Background: Detecting and analyzing Alzheimer's disease (AD) in its early stages is a crucial and significant challenge. Speech data from AD patients can aid in diagnosing AD since the speech features have common patterns independent of race and spoken language. However, previous models for diagnosing AD from speech data have often focused on the characteristics of a single language, with no guarantee of scalability to other languages. In this study, we used the same method to extract acoustic features from two language datasets to diagnose AD.
Methods: Using the Korean and English speech datasets, we used ten models capable of real-time AD and healthy control classification, regardless of language type. Four machine learning models were based on hand-crafted features, while the remaining six deep learning models utilized non-explainable features.

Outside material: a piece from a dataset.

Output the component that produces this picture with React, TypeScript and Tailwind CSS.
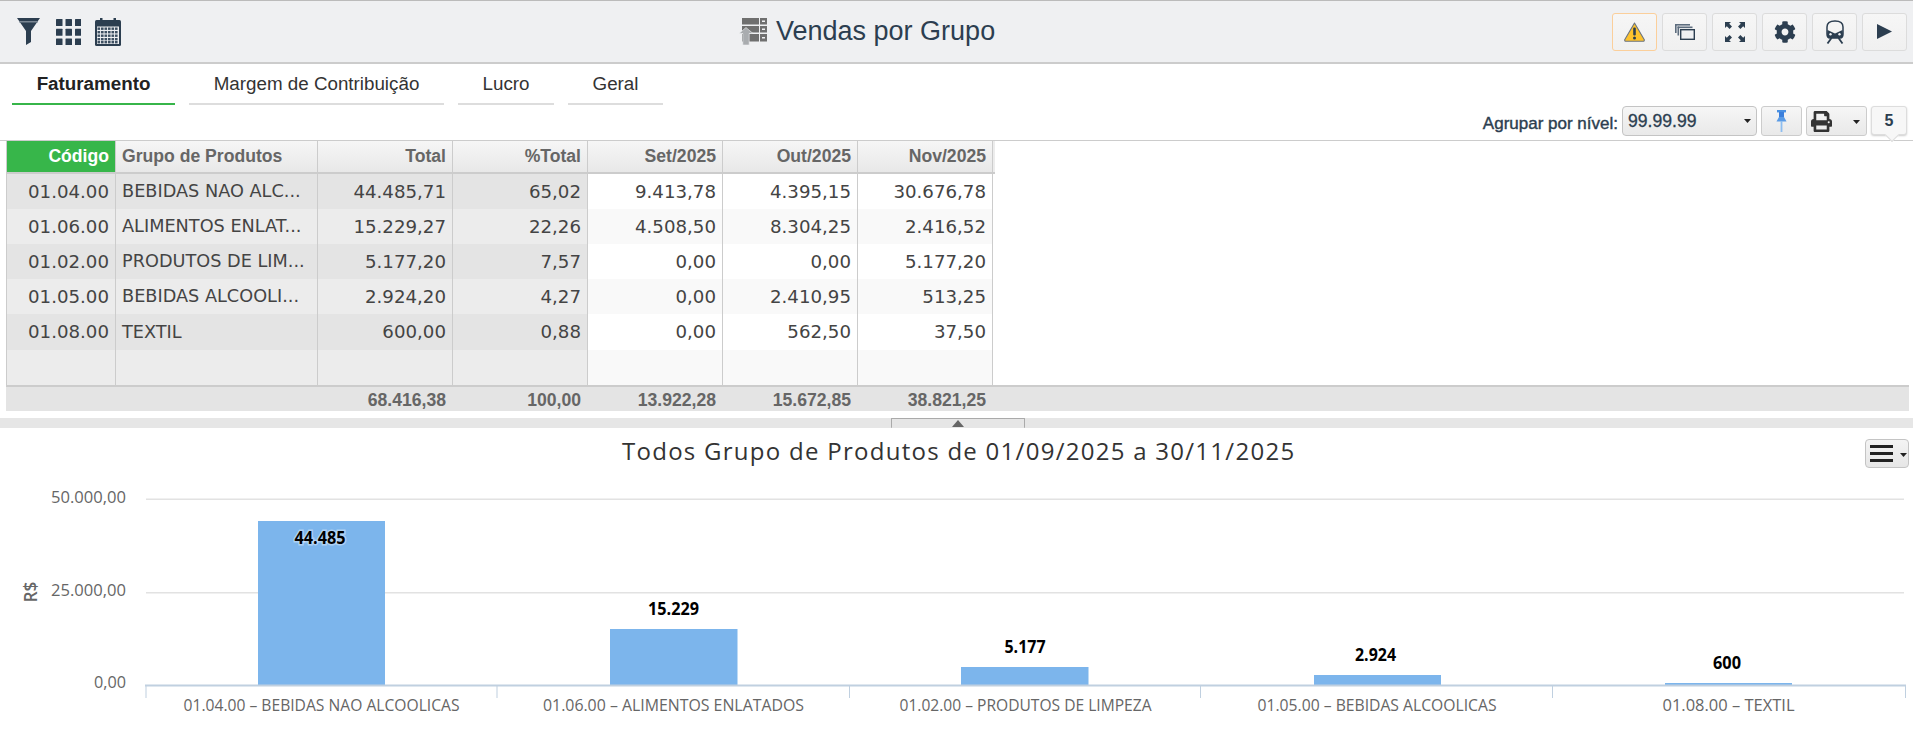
import { FaCog, FaPrint } from "react-icons/fa";

const SANS = "font-['Liberation_Sans',Arial,sans-serif]";

const rows = [
  ["01.04.00", "BEBIDAS NAO ALC...", "44.485,71", "65,02", "9.413,78", "4.395,15", "30.676,78"],
  ["01.06.00", "ALIMENTOS ENLAT...", "15.229,27", "22,26", "4.508,50", "8.304,25", "2.416,52"],
  ["01.02.00", "PRODUTOS DE LIM...", "5.177,20", "7,57", "0,00", "0,00", "5.177,20"],
  ["01.05.00", "BEBIDAS ALCOOLI...", "2.924,20", "4,27", "0,00", "2.410,95", "513,25"],
  ["01.08.00", "TEXTIL", "600,00", "0,88", "0,00", "562,50", "37,50"],
  ["", "", "", "", "", "", ""],
];
const heads = ["Código", "Grupo de Produtos", "Total", "%Total", "Set/2025", "Out/2025", "Nov/2025"];
const foot = ["", "", "68.416,38", "100,00", "13.922,28", "15.672,85", "38.821,25"];
const tabs = [
  ["Faturamento", "w-[163px]", true],
  ["Margem de Contribuição", "w-[255px]", false],
  ["Lucro", "w-[96px]", false],
  ["Geral", "w-[95px]", false],
] as const;

const DARK = "#2c3e50";

function Funnel() {
  return (
    <svg width="23" height="27" viewBox="0 0 23 27">
      <polygon points="0,0 23,0 14,13 14,24 9,27 9,13" fill={DARK} />
      <rect x="2" y="3" width="19" height="1.5" fill="#7b8794" />
    </svg>
  );
}
function Grid3() {
  const c = [0, 9.5, 19];
  return (
    <svg width="25" height="26" viewBox="0 0 25 26">
      {c.map((x) => c.map((y) => <rect key={`${x}-${y}`} x={x} y={y * 1.03} width="6.5" height="7" rx="0.5" fill={DARK} />))}
    </svg>
  );
}
function Calendar() {
  const xs = [3.5, 7, 10.5, 14, 17.5, 21];
  const ys = [10.5, 14, 17.5, 21, 24];
  return (
    <svg width="26" height="28" viewBox="0 0 26 28">
      <rect x="0" y="2" width="26" height="26" rx="1.5" fill={DARK} />
      <rect x="5" y="0" width="2.5" height="4" fill={DARK} />
      <rect x="18.5" y="0" width="2.5" height="4" fill={DARK} />
      <rect x="2" y="8.5" width="22" height="17.5" fill="#eff0f2" />
      {xs.map((x) => ys.map((y) => <rect key={`${x}-${y}`} x={x - 1} y={y - 1} width="2.6" height="2.4" fill="#3d4f61" />))}
    </svg>
  );
}
function Warning() {
  return (
    <svg width="21" height="20" viewBox="0 0 21 20">
      <path d="M10.5 1 L20.3 17.8 Q20.5 19.2 19.2 19.2 L1.8 19.2 Q0.5 19.2 0.7 17.8 Z" fill="#fdc22d" stroke="#6b7480" strokeWidth="1.1" strokeLinejoin="round" />
      <rect x="9.2" y="5.5" width="2.6" height="8" rx="1" fill="#2c3e50" />
      <circle cx="10.5" cy="16" r="1.5" fill="#2c3e50" />
    </svg>
  );
}
function Layers() {
  return (
    <svg width="20" height="16" viewBox="0 0 20 16">
      <rect x="0" y="0" width="15" height="1.6" fill="#5d6d7e" />
      <rect x="0" y="0" width="1.6" height="9" fill="#5d6d7e" />
      <rect x="2.5" y="2.5" width="15" height="1.6" fill="#5d6d7e" />
      <rect x="2.5" y="2.5" width="1.6" height="9" fill="#5d6d7e" />
      <rect x="5.7" y="5.7" width="13.6" height="9.6" fill="#eff0f2" stroke={DARK} strokeWidth="1.4" />
    </svg>
  );
}
function Expand() {
  return (
    <svg width="20" height="20" viewBox="0 0 20 20" fill={DARK}>
      <path d="M0 0 H6 L4.2 1.8 L7 4.6 L4.6 7 L1.8 4.2 L0 6 Z" />
      <path d="M20 0 H14 L15.8 1.8 L13 4.6 L15.4 7 L18.2 4.2 L20 6 Z" />
      <path d="M0 20 H6 L4.2 18.2 L7 15.4 L4.6 13 L1.8 15.8 L0 14 Z" />
      <path d="M20 20 H14 L15.8 18.2 L13 15.4 L15.4 13 L18.2 15.8 L20 14 Z" />
    </svg>
  );
}
function Train() {
  return (
    <svg width="20" height="24" viewBox="0 0 20 24" fill="none" stroke={DARK} strokeWidth="1.5">
      <path d="M2 14 V7 Q2 1 10 1 Q18 1 18 7 V14 Q18 18 15 18 H5 Q2 18 2 14 Z" />
      <path d="M2.5 10 L10 13.5 L17.5 10 L18 15 Q18 18 15 18 H5 Q2 18 2 15 Z" fill={DARK} stroke="none" />
      <circle cx="5.5" cy="14.2" r="1.2" fill="#eff0f2" stroke="none" />
      <circle cx="14.5" cy="14.2" r="1.2" fill="#eff0f2" stroke="none" />
      <path d="M6.5 18 L2.5 23.5 M13.5 18 L17.5 23.5" strokeWidth="1.8" />
    </svg>
  );
}
function Play() {
  return (
    <svg width="15" height="15" viewBox="0 0 15 15">
      <polygon points="0,0 15,7.5 0,15" fill={DARK} />
    </svg>
  );
}
function Pin() {
  return (
    <svg width="11" height="22" viewBox="0 0 11 22">
      <rect x="1" y="0" width="9" height="2.4" fill="#4a90e2" />
      <rect x="3" y="2" width="5" height="6" fill="#3b7fdc" />
      <polygon points="3,7 8,7 10.5,11.5 0.5,11.5" fill="#5a9be6" />
      <rect x="4.6" y="11" width="1.8" height="11" fill="#8dbdf0" />
    </svg>
  );
}
function TitleIcon() {
  return (
    <svg width="28" height="27" viewBox="0 0 28 27">
      <rect x="3" y="0" width="17" height="6.5" fill="#6f6f6f" />
      <rect x="21" y="0" width="7" height="6.5" fill="#6f6f6f" />
      <rect x="3" y="8" width="17" height="6.5" fill="#6f6f6f" />
      <rect x="21" y="8" width="7" height="6.5" fill="#6f6f6f" />
      <rect x="3" y="16" width="17" height="7.5" fill="#6f6f6f" />
      <rect x="21" y="16" width="7" height="7.5" fill="#6f6f6f" />
      <rect x="23" y="2.5" width="3" height="1.5" fill="#eff0f2" />
      <rect x="23" y="10.5" width="3" height="1.5" fill="#eff0f2" />
      <rect x="23" y="19" width="3" height="1.5" fill="#eff0f2" />
      <polygon points="0,15.5 7,9.5 14,15.5 10.2,15.5 10.2,27 3.8,27 3.8,15.5" fill="#a9acaf" stroke="#eff0f2" strokeWidth="0.6" />
    </svg>
  );
}
function Caret({ color = "#222" }: { color?: string }) {
  return (
    <svg width="7" height="4" viewBox="0 0 7 4">
      <polygon points="0,0 7,0 3.5,4" fill={color} />
    </svg>
  );
}

function TopButton({ children, warn }: { children: React.ReactNode; warn?: boolean }) {
  return (
    <button
      className={`flex h-[38px] w-[45px] items-center justify-center rounded-[3px] border bg-gradient-to-b from-[#f6f6f6] to-[#f0f0f0] ${
        warn ? "border-[#fbcf9b]" : "border-[#dcdcdc]"
      }`}
    >
      {children}
    </button>
  );
}

function Row({ cells, i }: { cells: string[]; i: number }) {
  const odd = i % 2 === 0 && i < 5;
  const heights = ["h-[35px]", "h-[35px]", "h-[35px]", "h-[35px]", "h-[36px]", "h-[35px]"];
  return (
    <div className="ml-[6px] grid w-fit grid-cols-[110px_202px_135px_135px_135px_135px_135px]">
      {cells.map((c, k) => (
        <div
          key={k}
          className={`${heights[i]} flex items-center overflow-hidden whitespace-nowrap border-r border-[#cccccc] font-['DejaVu_Sans',sans-serif] text-[#444444] ${
            k === 0 ? "border-l" : ""
          } ${k === 1 ? "justify-start pl-[6px] text-[17.7px]" : "justify-end pr-[6px] text-[18.2px]"} ${
            k < 4 ? (odd ? "bg-[#e4e4e4]" : "bg-[#ececec]") : odd ? "bg-white" : "bg-[#f9f9f9]"
          }`}
        >
          {c}
        </div>
      ))}
    </div>
  );
}

const bars = [
  { x: 258, w: 127, top: 521, label: "44.485", lx: 320, ly: 538, inside: true, lw: 51, axis: "01.04.00 – BEBIDAS NAO ALCOOLICAS", ax: 321.5, al: 276 },
  { x: 610, w: 127.5, top: 629, label: "15.229", lx: 673.5, ly: 609, inside: false, lw: 51, axis: "01.06.00 – ALIMENTOS ENLATADOS", ax: 673.5, al: 261 },
  { x: 961, w: 127.5, top: 667, label: "5.177", lx: 1025, ly: 647, inside: false, lw: 41, axis: "01.02.00 – PRODUTOS DE LIMPEZA", ax: 1025.5, al: 252 },
  { x: 1314, w: 127, top: 675, label: "2.924", lx: 1375.5, ly: 655, inside: false, lw: 41, axis: "01.05.00 – BEBIDAS ALCOOLICAS", ax: 1377, al: 239 },
  { x: 1665, w: 127, top: 683, label: "600", lx: 1727, ly: 663, inside: false, lw: 28, axis: "01.08.00 – TEXTIL", ax: 1728.5, al: 132 },
];
const OY = 428;

function Chart() {
  const y = (v: number) => v - OY;
  const font = "'Open Sans',sans-serif";
  return (
    <svg width="1913" height="317" viewBox="0 0 1913 317" className="block">
      {[498.5, 592].map((g) => (
        <rect key={g} x="146" y={y(g)} width="1758" height="1.5" fill="#e2e2e2" />
      ))}
      {bars.map((b) => (
        <rect key={b.x} x={b.x} y={y(b.top)} width={b.w} height={685 - b.top} fill="#7cb5ec" />
      ))}
      <rect x="145" y={y(684.5)} width="1761" height="2" fill="#c0d0e0" />
      {[145.5, 496.5, 849, 1200, 1552, 1905].map((t) => (
        <rect key={t} x={t} y={y(685)} width="1" height="13" fill="#c0d0e0" />
      ))}
      {[
        ["50.000,00", 497, 75],
        ["25.000,00", 590, 75],
        ["0,00", 682, 32],
      ].map(([t, ty, l]) => (
        <text
          key={t as string}
          x="126"
          y={y((ty as number) + 6)}
          textAnchor="end"
          textLength={l as number}
          lengthAdjust="spacingAndGlyphs"
          fontFamily={font}
          fontSize="17"
          fill="#666666"
        >
          {t}
        </text>
      ))}
      <text
        transform={`translate(37 ${y(592)}) rotate(-90)`}
        textAnchor="middle"
        fontFamily={font}
        fontSize="18"
        fontWeight="600"
        textLength={21}
        lengthAdjust="spacingAndGlyphs"
        fill="#666666"
      >
        R$
      </text>
      {bars.map((b) => (
        <text
          key={b.axis}
          x={b.ax}
          y={y(711)}
          textAnchor="middle"
          textLength={b.al}
          lengthAdjust="spacingAndGlyphs"
          fontFamily={font}
          fontSize="17"
          fill="#666666"
        >
          {b.axis}
        </text>
      ))}
      {bars.map((b) => (
        <text
          key={b.label}
          x={b.lx}
          y={y(b.ly + 6)}
          textAnchor="middle"
          textLength={b.lw}
          lengthAdjust="spacingAndGlyphs"
          fontFamily={font}
          fontSize="17"
          fontWeight="700"
          fill="#000000"
          stroke="#ffffff"
          strokeOpacity={b.inside ? 0.4 : 0.9}
          strokeWidth="3"
          paintOrder="stroke"
        >
          {b.label}
        </text>
      ))}
    </svg>
  );
}

export default function App() {
  return (
    <div className={`${SANS} h-[745px] w-[1913px] overflow-hidden bg-white`}>
      {/* top bar */}
      <header className="flex h-[64px] items-center border-t border-b-2 border-t-[#bbbbbb] border-b-[#cccccc] bg-[#eff0f2] pr-[6px]">
        <div className="flex w-[739px] shrink-0 items-center pl-[17px]">
          <Funnel />
          <span className="ml-[16px]"><Grid3 /></span>
          <span className="ml-[14px]"><Calendar /></span>
        </div>
        <div className="flex items-center gap-[9px] text-[27px] leading-none text-[#2c3e50]">
          <TitleIcon />
          <span className="-mt-px">Vendas por Grupo</span>
        </div>
        <div className="ml-auto flex gap-[5px]">
          <TopButton warn><Warning /></TopButton>
          <TopButton><Layers /></TopButton>
          <TopButton><Expand /></TopButton>
          <TopButton><FaCog size={22} color={DARK} /></TopButton>
          <TopButton><Train /></TopButton>
          <TopButton><Play /></TopButton>
        </div>
      </header>

      {/* tabs */}
      <nav className="flex h-[41px] gap-[14px] pl-[12px]">
        {tabs.map(([t, w, on]) => (
          <div
            key={t}
            className={`${w} flex items-center justify-center border-b-2 pt-px text-[18.8px] ${
              on ? "border-[#37b54a] font-bold text-[#222222]" : "border-[#dddddd] text-[#333333]"
            }`}
          >
            {t}
          </div>
        ))}
      </nav>

      {/* grouping toolbar */}
      <div className="flex h-[35px] items-start justify-end pr-[6px] pt-px">
        <span className="mr-[4px] mt-[8px] text-[17px] leading-5 text-[#2c3e50] [-webkit-text-stroke:0.4px_#2c3e50]">Agrupar por nível:</span>
        <div className="flex h-[30px] w-[135px] items-center justify-between rounded-[4px] border border-[#c4c4c4] bg-gradient-to-b from-[#f6f6f6] to-[#e9e9e9] pl-[5px] pr-[5px] text-[17.6px] text-[#2c3e50] [-webkit-text-stroke:0.3px_#2c3e50]">
          <span>99.99.99</span>
          <Caret />
        </div>
        <button className="ml-[4px] flex h-[30px] w-[41px] items-center justify-center rounded-[3px] border border-[#cccccc] bg-gradient-to-b from-[#f6f6f6] to-[#e9e9e9]">
          <Pin />
        </button>
        <button className="relative ml-[4px] flex h-[30px] w-[61px] items-center rounded-[3px] border border-[#cccccc] bg-gradient-to-b from-[#f6f6f6] to-[#e9e9e9] pl-[4px]">
          <FaPrint size={21} color="#333333" />
          <span className="absolute right-[6px] top-[13px] flex"><Caret /></span>
        </button>
        <div className="relative ml-[4px] flex h-[29px] w-[36px] items-center justify-center rounded-[3px] border border-[#dddddd] bg-[#f7f7f7] text-[16px] font-bold text-[#2c3e50] shadow-[0_1px_2px_rgba(0,0,0,0.2)]">
          <span className="relative z-10">5</span>
          <span className="absolute -bottom-[6px] left-[15px] h-[10px] w-[10px] rotate-45 border-b border-r border-[#dddddd] bg-[#f7f7f7]" />
        </div>
      </div>

      {/* table */}
      <section className="border-t border-[#cccccc]">
        <div className="ml-[6px] box-content flex h-[31px] w-[989px] items-stretch border-b-2 border-[#cccccc]">
          <div className="grid w-[989px] grid-cols-[110px_202px_135px_135px_135px_135px_135px_2px]">
            {heads.map((h, k) => (
              <div
                key={h}
                className={`flex items-center whitespace-nowrap border-r border-[#cccccc] text-[17.6px] font-bold ${
                  k === 0
                    ? "justify-end border-l bg-[#37b64a] pr-[6px] text-white"
                    : `bg-gradient-to-b from-[#f6f6f6] to-[#e8e8e8] text-[#666666] ${k === 1 ? "justify-start pl-[6px]" : "justify-end pr-[6px]"}`
                }`}
              >
                {h}
              </div>
            ))}
            <div className="bg-[#ececec]" />
          </div>
        </div>
        {rows.map((r, i) => (
          <Row key={i} cells={r} i={i} />
        ))}
        <div className="ml-[6px] mr-[4px] border-t-2 border-[#cccccc] bg-[#e4e4e4]">
          <div className="grid h-[24px] grid-cols-[110px_202px_135px_135px_135px_135px_135px]">
            {foot.map((f, k) => (
              <div key={k} className="flex items-center justify-end pr-[7px] text-[17.6px] font-bold text-[#666666]">
                {f}
              </div>
            ))}
          </div>
        </div>
      </section>

      {/* splitter */}
      <div className="mt-[7px] flex h-[10px] justify-center bg-[#e6e6e6]">
        <div className="ml-[2px] flex h-[10px] w-[134px] items-start justify-center rounded-[1px] border border-b-0 border-[#aaaaaa]">
          <svg width="12" height="7" viewBox="0 0 12 7" className="mt-[1px]">
            <polygon points="6,0 12,7 0,7" fill="#666666" />
          </svg>
        </div>
      </div>

      {/* chart */}
      <section className="relative">
        <h2 className="absolute left-[622px] top-[8px] w-[672px] whitespace-nowrap text-center font-['Open_Sans',sans-serif] text-[24px] font-normal leading-[30px] tracking-[1.27px] text-[#333333]">
          Todos Grupo de Produtos de 01/09/2025 a 30/11/2025
        </h2>
        <button className="absolute left-[1865px] top-[11px] flex h-[29px] w-[44px] items-center rounded-[4px] border border-[#c4c4c4] bg-gradient-to-b from-[#f4f4f4] to-[#e6e6e6] pl-[4px]">
          <span className="flex w-[23px] flex-col gap-[4px]">
            <span className="h-[3px] bg-[#222222]" />
            <span className="h-[3px] bg-[#222222]" />
            <span className="h-[3px] bg-[#222222]" />
          </span>
          <span className="ml-[7px] mt-[3px] flex"><Caret /></span>
        </button>
        <Chart />
      </section>
    </div>
  );
}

Results: The highest accuracy achieved by the machine learning models was 0.73 and 0.69 for the Korean and English speech datasets, respectively. The deep learning models' maximum achievable accuracy reached 0.75 and 0.78, with their minimum classification time of 0.01s and 0.02s. These findings reveal the models' robustness regardless of Korean and English and real-time diagnosis of AD through a 30-s voice sample.
Conclusion: Non-explainable deep learning models that directly acquire voice representations surpassed machine learning models utilizing hand-crafted features in AD diagnosis. In addition, these AI models could confirm the possibility of extending to a language-agnostic AD diagnosis.
Keywords: Alzheimer's disease; Deep learning; Hand-crafted features; Language-agnostic; Non-explainable features.